# Linear Algebra Done Right Exercise 1 B Q5

In the book Linear Algebra Done Right Exercise 1.B Q5, the question asked to show that in the definition of a vector space (1.19), the additive inverse condition can be replaced with the condition that $$0v = 0 \quad\text{for all}\quad v\in V$$

But I don't quite understand what is the meaning of additive inverse condition.
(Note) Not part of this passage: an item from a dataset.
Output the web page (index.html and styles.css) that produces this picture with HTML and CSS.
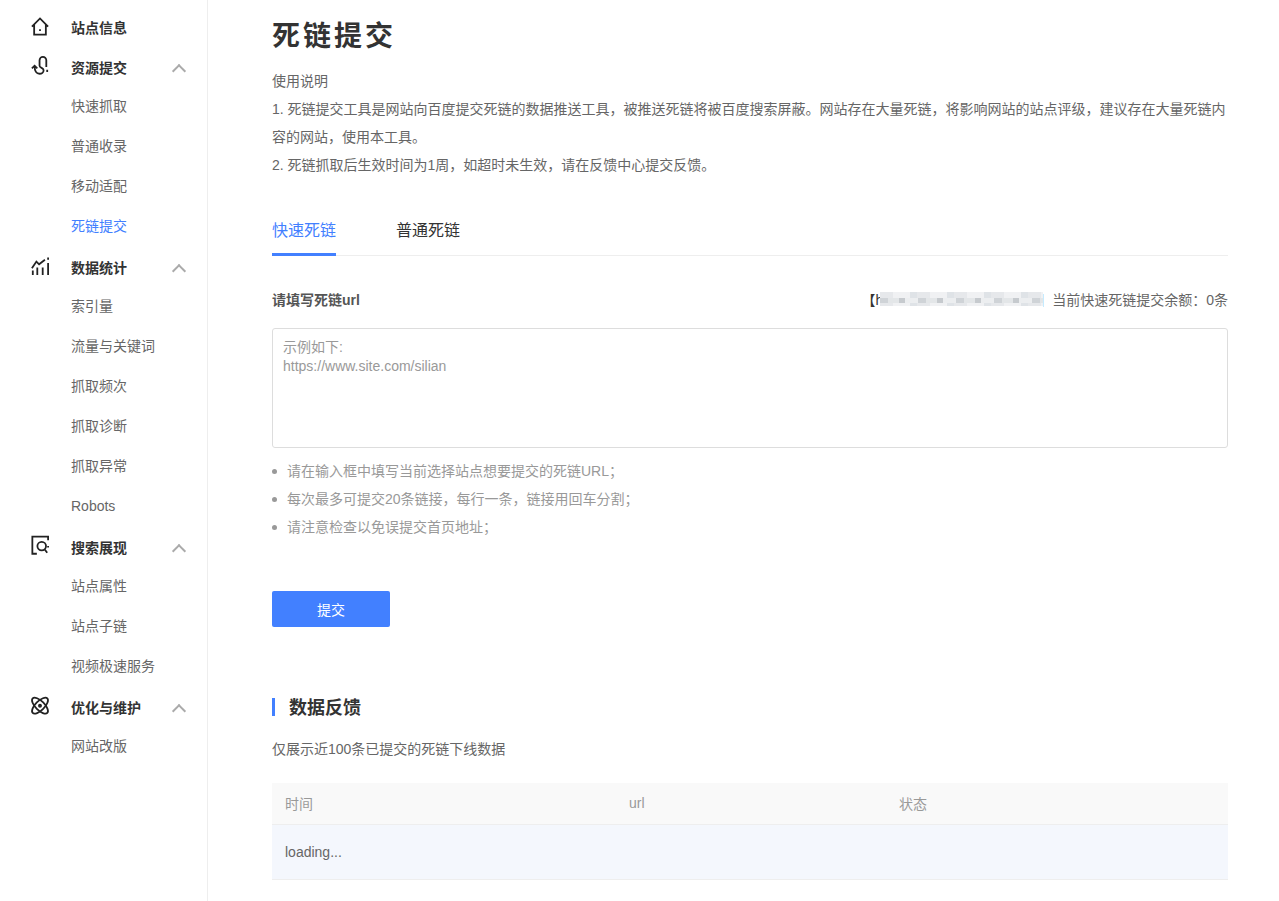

What is the original "condition" in the definition of vector space (1.19) where it said $$\text{for every}\quad v\in V, \text{there exists}\quad w\in W \quad\text{such that}\quad v + w = 0$$;

And how, after replacing the original condition with the condition that $$0v = 0 \quad\text{for all}\quad v\in V$$

All you have to do is prove that the sentence $$0v=0\text{ for all v\in V}$$ implies the sentence $$\text{for all v\in V, there exists w\in V such that } v+w=0,$$ which is what is shown in the answer at your link.
An inverse $$w$$ of an element $$v$$ usually describes a special element in an algebraic structure, in this case a vector space, that combines using some operator $$w \circ v$$ to give the identity. In particular, for our example, this operator is $$w + v$$ and the identity of addition is 0.
The condition $$\text{for every}\quad v\in V, \text{there exists}\quad w\in W \quad\text{such that}\quad v + w = 0$$ is named the additive inverse condition because for any vector $$v$$, we can find an element $$w$$ such that $$v + w = 0$$. In this case, $$w$$ is the additive inverse.